SUPPLIED MATERIAL:
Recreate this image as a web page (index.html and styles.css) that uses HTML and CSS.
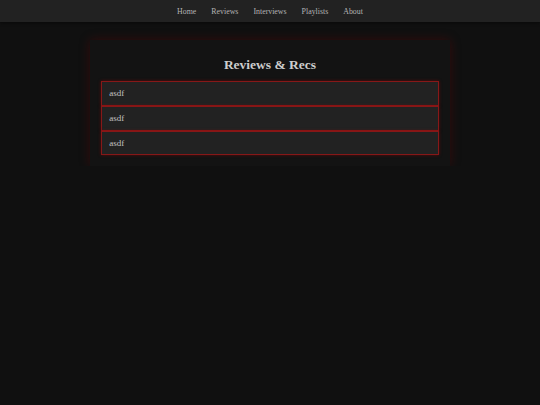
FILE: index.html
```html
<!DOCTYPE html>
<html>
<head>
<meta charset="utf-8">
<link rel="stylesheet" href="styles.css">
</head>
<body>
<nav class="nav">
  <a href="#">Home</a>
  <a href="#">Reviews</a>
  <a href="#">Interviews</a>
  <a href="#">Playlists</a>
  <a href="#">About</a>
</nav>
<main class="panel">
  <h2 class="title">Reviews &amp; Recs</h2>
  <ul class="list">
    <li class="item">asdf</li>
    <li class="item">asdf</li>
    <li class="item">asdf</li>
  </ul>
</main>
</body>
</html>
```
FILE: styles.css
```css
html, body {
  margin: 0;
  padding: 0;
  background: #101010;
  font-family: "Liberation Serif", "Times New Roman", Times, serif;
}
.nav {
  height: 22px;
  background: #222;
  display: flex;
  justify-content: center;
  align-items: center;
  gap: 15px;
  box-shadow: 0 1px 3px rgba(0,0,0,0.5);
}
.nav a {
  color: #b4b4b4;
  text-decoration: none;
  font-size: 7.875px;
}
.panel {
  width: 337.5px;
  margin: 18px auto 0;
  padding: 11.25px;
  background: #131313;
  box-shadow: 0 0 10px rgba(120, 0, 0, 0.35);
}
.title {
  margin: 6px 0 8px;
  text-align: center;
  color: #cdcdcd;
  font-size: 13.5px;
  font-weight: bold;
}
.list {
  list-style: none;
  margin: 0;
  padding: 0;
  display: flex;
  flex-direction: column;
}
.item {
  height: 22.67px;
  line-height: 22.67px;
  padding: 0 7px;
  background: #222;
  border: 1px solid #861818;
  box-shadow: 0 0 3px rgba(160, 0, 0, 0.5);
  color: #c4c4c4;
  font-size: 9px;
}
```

YOUR OBJECTIVE:
Copy out all the data without changing anything, and drop the pictures.

EXERCISE RESULT:
Recreate this image as a web page (index.html and styles.css) that uses HTML and CSS.
FILE: index.html
```html
<!DOCTYPE html>
<html>
<head>
<meta charset="utf-8">
<link rel="stylesheet" href="styles.css">
</head>
<body>
<nav class="nav">
  <a href="#">Home</a>
  <a href="#">Reviews</a>
  <a href="#">Interviews</a>
  <a href="#">Playlists</a>
  <a href="#">About</a>
</nav>
<main class="panel">
  <h2 class="title">Reviews &amp; Recs</h2>
  <ul class="list">
    <li class="item">asdf</li>
    <li class="item">asdf</li>
    <li class="item">asdf</li>
  </ul>
</main>
</body>
</html>
```
FILE: styles.css
```css
html, body {
  margin: 0;
  padding: 0;
  background: #101010;
  font-family: "Liberation Serif", "Times New Roman", Times, serif;
}
.nav {
  height: 22px;
  background: #222;
  display: flex;
  justify-content: center;
  align-items: center;
  gap: 15px;
  box-shadow: 0 1px 3px rgba(0,0,0,0.5);
}
.nav a {
  color: #b4b4b4;
  text-decoration: none;
  font-size: 7.875px;
}
.panel {
  width: 337.5px;
  margin: 18px auto 0;
  padding: 11.25px;
  background: #131313;
  box-shadow: 0 0 10px rgba(120, 0, 0, 0.35);
}
.title {
  margin: 6px 0 8px;
  text-align: center;
  color: #cdcdcd;
  font-size: 13.5px;
  font-weight: bold;
}
.list {
  list-style: none;
  margin: 0;
  padding: 0;
  display: flex;
  flex-direction: column;
}
.item {
  height: 22.67px;
  line-height: 22.67px;
  padding: 0 7px;
  background: #222;
  border: 1px solid #861818;
  box-shadow: 0 0 3px rgba(160, 0, 0, 0.5);
  color: #c4c4c4;
  font-size: 9px;
}
```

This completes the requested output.